View the runnable example on GitHub

Quantize Tensorflow Model for Inference using Intel Neural Compressor#

With Intel Neural Compressor (INC) as quantization engine, you can apply InferenceOptimizer.quantize API to realize post-training quantization on your Tensorflow Keras models, which takes only a few lines.

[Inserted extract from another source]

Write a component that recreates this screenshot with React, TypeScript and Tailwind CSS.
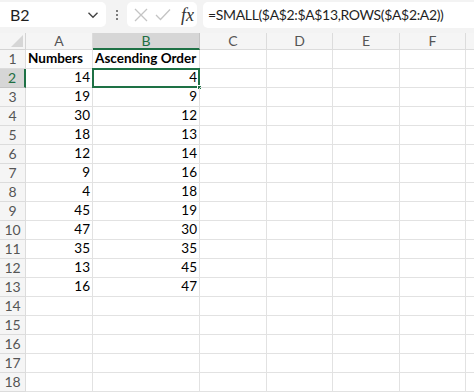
import React from 'react'

const COLS = [
  { key: 'A', w: 'w-[67px]' },
  { key: 'B', w: 'w-[107px]' },
  { key: 'C', w: 'w-[67px]' },
  { key: 'D', w: 'w-[66px]' },
  { key: 'E', w: 'w-[67px]' },
  { key: 'F', w: 'w-[66px]' },
  { key: 'G', w: 'w-[40px]' },
]

const numbers = [14, 19, 30, 18, 12, 9, 4, 45, 47, 35, 13, 16]
const sorted = [...numbers].sort((a, b) => a - b)

function cellValue(row: number, col: string): { text: string; bold?: boolean; right?: boolean } | null {
  if (row === 1 && col === 'A') return { text: 'Numbers', bold: true }
  if (row === 1 && col === 'B') return { text: 'Ascending Order', bold: true }
  if (row >= 2 && row <= 13 && col === 'A') return { text: String(numbers[row - 2]), right: true }
  if (row >= 2 && row <= 13 && col === 'B') return { text: String(sorted[row - 2]), right: true }
  return null
}

export default function App() {
  const rows = Array.from({ length: 18 }, (_, i) => i + 1)

  return (
    <div
      className="w-[474px] h-[392px] overflow-hidden bg-[#f3f3f3] text-[#1f1f1f]"
      style={{ fontFamily: 'Lato, "Noto Sans", sans-serif' }}
    >
      {/* Formula bar */}
      <div className="h-[33px] flex items-start pt-[2px]">
        <div className="w-[106px] h-[25px] shrink-0 bg-white rounded-r-[5px] flex items-center justify-between pl-[10px] pr-[7px]">
          <span className="text-[16px] leading-none">B2</span>
          <svg width="12" height="8" viewBox="0 0 12 8" fill="none" stroke="#444" strokeWidth="1.4">
            <path d="M1.5 1.8 L6 6.2 L10.5 1.8" />
          </svg>
        </div>
        <div className="w-[21px] h-[25px] shrink-0 flex flex-col items-center justify-center gap-[2px]">
          <span className="w-[2px] h-[2px] bg-[#555] rounded-full" />
          <span className="w-[2px] h-[2px] bg-[#555] rounded-full" />
          <span className="w-[2px] h-[2px] bg-[#555] rounded-full" />
        </div>
        <div className="w-[70px] h-[25px] shrink-0 bg-white rounded-[5px] flex items-center pl-[7px] gap-[7px]">
          <svg width="14" height="14" viewBox="0 0 14 14" fill="none" stroke="#c4c4c4" strokeWidth="1.3">
            <path d="M1 1 L13 13 M13 1 L1 13" />
          </svg>
          <svg width="16" height="13" viewBox="0 0 16 13" fill="none" stroke="#c4c4c4" strokeWidth="1.3">
            <path d="M1 7 L5.5 11.5 L15 1.5" />
          </svg>
          <span
            className="text-[18px] italic leading-none text-[#333] ml-[3px]"
            style={{ fontFamily: '"Liberation Serif", serif' }}
          >
            fx
          </span>
        </div>
        <div className="ml-[6px] flex-1 min-w-0 h-[26px] bg-white rounded-l-[5px] flex items-center pl-[5px]">
          <span className="text-[14px] leading-none whitespace-nowrap tracking-[-0.35px]">
            =SMALL($A$2:$A$13,ROWS($A$2:A2))
          </span>
        </div>
      </div>

      {/* Sheet */}
      <div className="bg-white">
        {/* column headers */}
        <div className="flex h-[17px] bg-[#f5f5f5]">
          <div className="w-[26px] shrink-0 border-r border-b border-[#d4d4d4] relative">
            <svg className="absolute right-[2px] bottom-[2px]" width="12" height="12" viewBox="0 0 12 12">
              <path d="M12 0 L12 12 L0 12 Z" fill="#d6d6d6" />
            </svg>
          </div>
          {COLS.map(c => (
            <div
              key={c.key}
              className={`${c.w} shrink-0 flex items-center justify-center text-[14px] leading-none ${
                c.key === 'B'
                  ? 'bg-[#d6d6d6] text-[#1e6e42] border-b-2 border-b-[#1e7145] border-r border-r-[#c4c4c4]'
                  : 'text-[#555] border-r border-b border-[#dcdcdc]'
              }`}
            >
              {c.key === 'G' ? '' : c.key}
            </div>
          ))}
        </div>

        {rows.map(r => (
          <div key={r} className="flex h-[19px]">
            <div
              className={`w-[26px] shrink-0 flex items-center justify-center text-[14px] leading-none ${
                r === 2
                  ? 'bg-[#d6d6d6] text-[#1e6e42] border-r-2 border-r-[#1e7145] border-b border-b-[#c4c4c4]'
                  : 'bg-[#f5f5f5] text-[#555] border-r border-b border-[#dcdcdc]'
              }`}
            >
              {r}
            </div>
            {COLS.map(c => {
              const v = cellValue(r, c.key)
              const selected = r === 2 && c.key === 'B'
              return (
                <div
                  key={c.key}
                  className={`${c.w} shrink-0 relative border-r border-b border-[#e2e2e2] flex items-center px-[2px] text-[13.5px] leading-none text-black whitespace-nowrap ${
                    v?.right ? 'justify-end' : 'justify-start'
                  } ${v?.bold ? 'font-bold' : ''}`}
                >
                  {v?.text}
                  {selected && (
                    <>
                      <div className="absolute -left-[1px] -top-[1px] -right-[1px] -bottom-[1px] border-2 border-[#1e7145]" />
                      <div className="absolute -right-[3px] -bottom-[3px] w-[5px] h-[5px] bg-[#1e7145] border border-white" />
                    </>
                  )}
                </div>
              )
            })}
          </div>
        ))}
      </div>
    </div>
  )
}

Let’s take an EfficientNetB0 model pretrained on ImageNet dataset and finetuned on Imagenette dataset for validation as an example (seen full definition of prepare_dataset and create_model in runnable example):

[ ]:
train_set, test_set, calibration_set, ds_info = prepare_dataset()
ori_model = create_model()
ori_model.fit(train_set,
          epochs=10,
          steps_per_epoch=(ds_info.splits['train'].num_examples // 512 + 1),
          )

To enable quantization using INC for inference, you could simply import BigDL-Nano InferenceOptimizer, and use InferenceOptimizer to quantize your TensorFlow model:

[ ]:
from bigdl.nano.tf.keras import InferenceOptimizer

q_model = InferenceOptimizer.quantize(ori_model,
                                      x=calibration_set)

📝 Note

InferenceOptimizer will by default quantize your TensorFlow models using int8 precision through static post-training quantization. Currently ‘dynamic’ approach is not supported yet. For this case, x (for calibration data) is required. To avoid data leak during calibration, it is suggested using training dataset or the subset of training set.

Please refer to API documentation for more information on InferenceOptimizer.quantize.

You could then do the normal inference steps with the quantized model:

[ ]:
x = tf.random.normal(shape=(2, 224, 224, 3))
# use the optimized model here
y_hat = q_model(x)
predictions = tf.argmax(y_hat, axis=1)
print(predictions)